New York’s main futures contract, light sweet crude for delivery in March, slid 1.95 dollars to 71.19 dollars after shedding about four dollars on Thursday.
London’s Brent North Sea crude for March dropped 2.54 dollars to 69.59 dollars per barrel.
Persistent anxiety over the state of public finance in the eurozone and disappointing US employment figures released Friday prompted investors to seek the safe haven US dollar.
The euro plunged to its lowest level against the dollar since late May on Friday.
A stronger US unit makes dollar-priced crude oil more expensive for buyers using weaker currencies — which in turn tends to dent demand and in turn prices.
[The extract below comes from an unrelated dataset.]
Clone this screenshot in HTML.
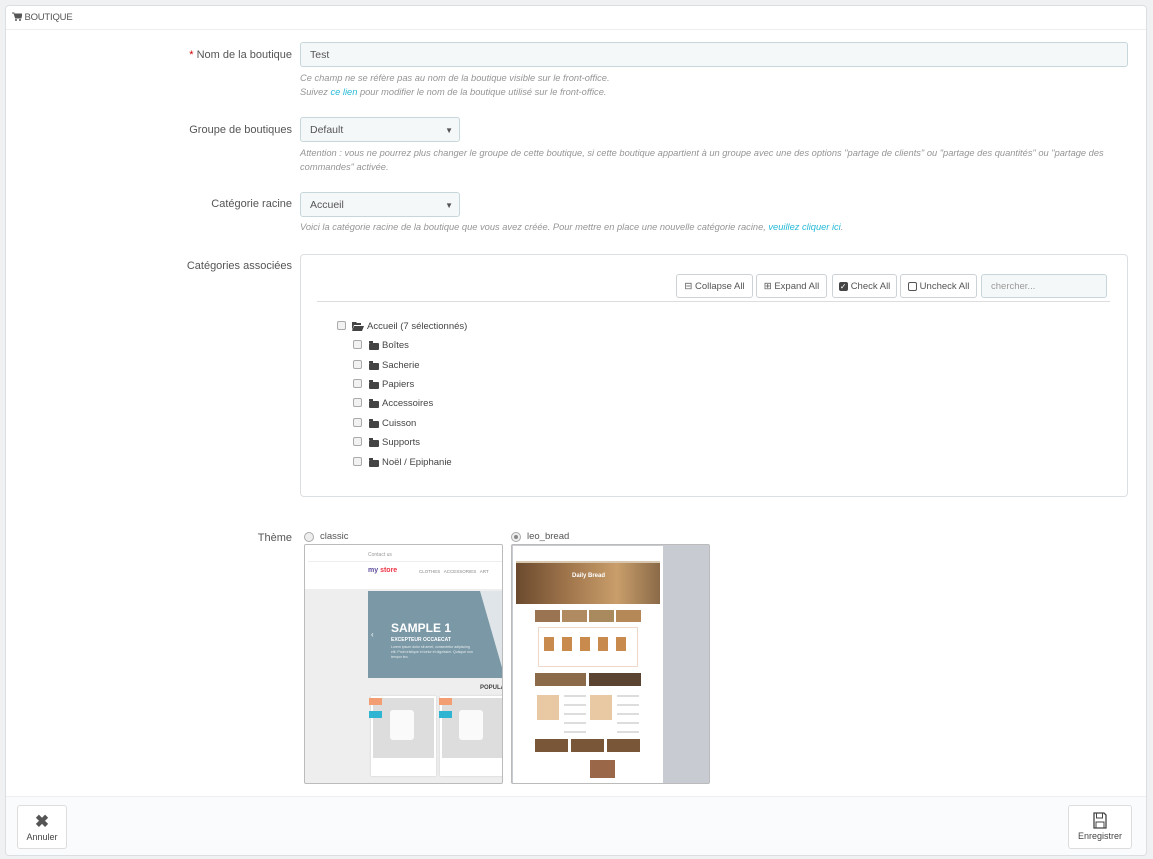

“It looks like investors are shedding their appetite for risk again,” said Mike Fitzpatrick of MF Global, predicting prices could dip as low 67 dollars in the first quarter of 2010.
“There will have to be growing evidence of improved business activity to lift prices out of those parameters, or further price declines can be expected,” he said.
With global markets on edge from jitters in Europe, the markets digested news that the American economy lost 20,000 jobs in January.
The nonfarm payrolls data fell short of expectations for a gain of 15,000 jobs that would have been a clear sign of a turnaround in the troubled labor market and overall economy after a massive stimulus effort by the government.
The report showed the jobless rate eased to 9.7 percent from 10.0 percent in December, based on a household survey that appeared to contradict the payrolls data, but reflected in part discouraged workers leaving the labor force.
“No observer of the domestic economic scene will take much solace from today’s non-farm payrolls report, particularly the revision for November to 150,000 jobs lost from 85,000,” Fitzpatrick said.
Persistent anxiety over the state of public finance in the eurozone also gripped investors.
They were worried that debt-ridden countries such as Greece, Spain and Portugal may be unable to restore stability to their public finances after having spent heavily to combat recession.
“Bottom line: If we see renewed fears in Europe, look for surge in the dollar and for the commodity correction to continue,” said Phil Flynn of PFG Best.
Earlier in the week, oil prices had soared as equity markets put in strong performances and manufacturing data from the United States reassured nervous investors.